INFORMATION SHOWN:
*-*-*
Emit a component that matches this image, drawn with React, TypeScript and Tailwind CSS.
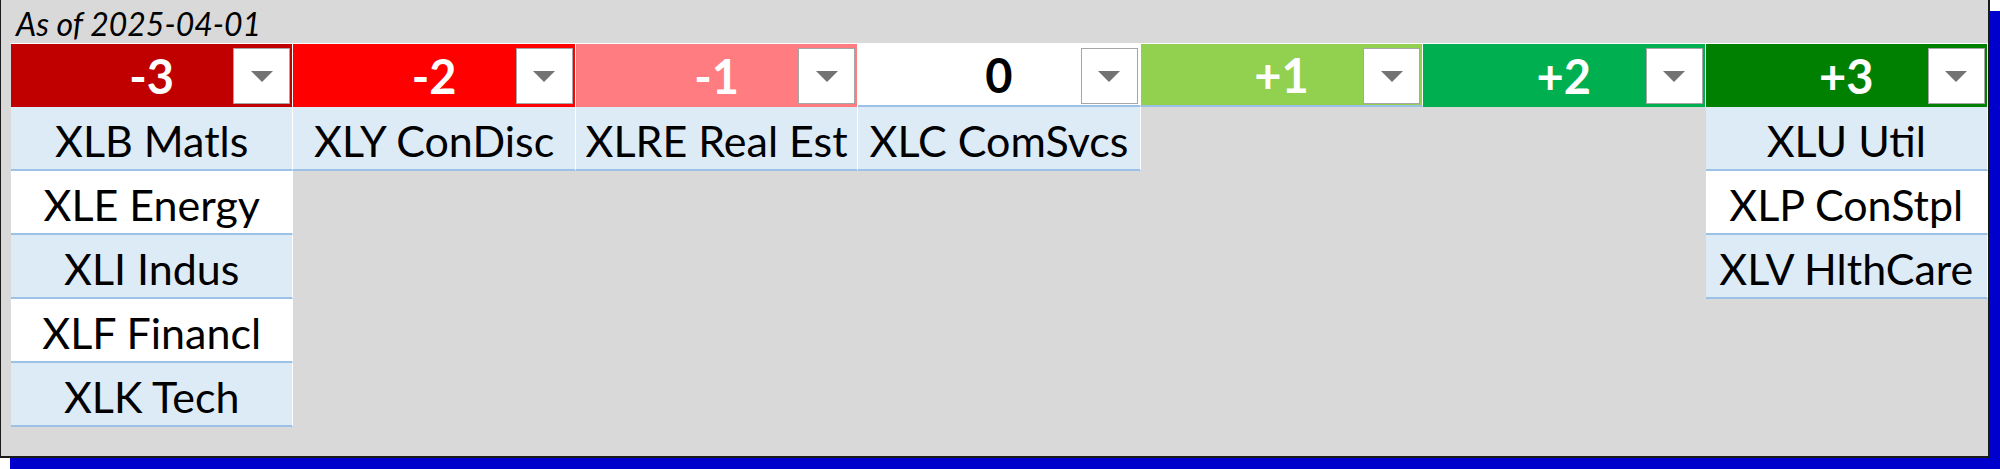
type Column = {
  label: string;
  headerClass: string;
  items: string[];
};

const columns: Column[] = [
  {
    label: "-3",
    headerClass: "bg-[#C00000] text-white",
    items: ["XLB Matls", "XLE Energy", "XLI Indus", "XLF Financl", "XLK Tech"],
  },
  { label: "-2", headerClass: "bg-[#FF0000] text-white", items: ["XLY ConDisc"] },
  { label: "-1", headerClass: "bg-[#FF7C80] text-white", items: ["XLRE Real Est"] },
  { label: "0", headerClass: "bg-white text-black border-b-2 border-b-[#9BC2E6]", items: ["XLC ComSvcs"] },
  { label: "+1", headerClass: "bg-[#92D050] text-white border-b-2 border-b-[#9BC2E6]", items: [] },
  { label: "+2", headerClass: "bg-[#00B050] text-white", items: [] },
  { label: "+3", headerClass: "bg-[#008000] text-white", items: ["XLU Util", "XLP ConStpl", "XLV HlthCare"] },
];

function FilterButton() {
  return (
    <div className="absolute right-[2px] top-[4px] flex h-[56px] w-[57px] items-center justify-center border border-[#A6A6A6] bg-white">
      <svg width="22" height="11" viewBox="0 0 22 11">
        <polygon points="0,0 22,0 11,11" fill="#737373" />
      </svg>
    </div>
  );
}

function SectorColumn({ col }: { col: Column }) {
  return (
    <div className="flex flex-col">
      <div
        className={`relative flex h-[64px] items-center justify-center border-r border-t border-white text-[47px] font-bold leading-none ${col.headerClass}`}
      >
        <span className="pt-[2px]">{col.label}</span>
        <FilterButton />
      </div>
      {col.items.map((item, i) => (
        <div
          key={item}
          className={`flex h-[64px] items-center justify-center whitespace-nowrap border-b-2 border-r border-b-[#9BC2E6] border-r-white pt-[5px] text-[43px] leading-none text-black ${
            i % 2 === 0 ? "bg-[#DDEBF7]" : "bg-white"
          }`}
        >
          {item}
        </div>
      ))}
    </div>
  );
}

export default function App() {
  return (
    <div className="h-[469px] w-[2000px] overflow-hidden bg-white font-['Lato',sans-serif]">
      <div className="h-[458px] w-[1990px] border-b-2 border-l border-r-2 border-[#1a1a1a] bg-[#D9D9D9] pl-[10px] shadow-[10px_11px_0_0_#0000CC]">
        <div className="flex h-[43px] items-end pb-[3px] pl-[5px] text-[32px] italic leading-none text-black">
          As of 2025-04-01
        </div>
        <div className="grid w-[1977px] grid-cols-7">
          {columns.map((col) => (
            <SectorColumn key={col.label} col={col} />
          ))}
        </div>
      </div>
    </div>
  );
}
*-*-*
WHAT IS BEING ASKED: Without the pictures, retype the whole of the material above exactly.

RIGHT ANSWER:
Emit a component that matches this image, drawn with React, TypeScript and Tailwind CSS.
type Column = {
  label: string;
  headerClass: string;
  items: string[];
};

const columns: Column[] = [
  {
    label: "-3",
    headerClass: "bg-[#C00000] text-white",
    items: ["XLB Matls", "XLE Energy", "XLI Indus", "XLF Financl", "XLK Tech"],
  },
  { label: "-2", headerClass: "bg-[#FF0000] text-white", items: ["XLY ConDisc"] },
  { label: "-1", headerClass: "bg-[#FF7C80] text-white", items: ["XLRE Real Est"] },
  { label: "0", headerClass: "bg-white text-black border-b-2 border-b-[#9BC2E6]", items: ["XLC ComSvcs"] },
  { label: "+1", headerClass: "bg-[#92D050] text-white border-b-2 border-b-[#9BC2E6]", items: [] },
  { label: "+2", headerClass: "bg-[#00B050] text-white", items: [] },
  { label: "+3", headerClass: "bg-[#008000] text-white", items: ["XLU Util", "XLP ConStpl", "XLV HlthCare"] },
];

function FilterButton() {
  return (
    <div className="absolute right-[2px] top-[4px] flex h-[56px] w-[57px] items-center justify-center border border-[#A6A6A6] bg-white">
      <svg width="22" height="11" viewBox="0 0 22 11">
        <polygon points="0,0 22,0 11,11" fill="#737373" />
      </svg>
    </div>
  );
}

function SectorColumn({ col }: { col: Column }) {
  return (
    <div className="flex flex-col">
      <div
        className={`relative flex h-[64px] items-center justify-center border-r border-t border-white text-[47px] font-bold leading-none ${col.headerClass}`}
      >
        <span className="pt-[2px]">{col.label}</span>
        <FilterButton />
      </div>
      {col.items.map((item, i) => (
        <div
          key={item}
          className={`flex h-[64px] items-center justify-center whitespace-nowrap border-b-2 border-r border-b-[#9BC2E6] border-r-white pt-[5px] text-[43px] leading-none text-black ${
            i % 2 === 0 ? "bg-[#DDEBF7]" : "bg-white"
          }`}
        >
          {item}
        </div>
      ))}
    </div>
  );
}

export default function App() {
  return (
    <div className="h-[469px] w-[2000px] overflow-hidden bg-white font-['Lato',sans-serif]">
      <div className="h-[458px] w-[1990px] border-b-2 border-l border-r-2 border-[#1a1a1a] bg-[#D9D9D9] pl-[10px] shadow-[10px_11px_0_0_#0000CC]">
        <div className="flex h-[43px] items-end pb-[3px] pl-[5px] text-[32px] italic leading-none text-black">
          As of 2025-04-01
        </div>
        <div className="grid w-[1977px] grid-cols-7">
          {columns.map((col) => (
            <SectorColumn key={col.label} col={col} />
          ))}
        </div>
      </div>
    </div>
  );
}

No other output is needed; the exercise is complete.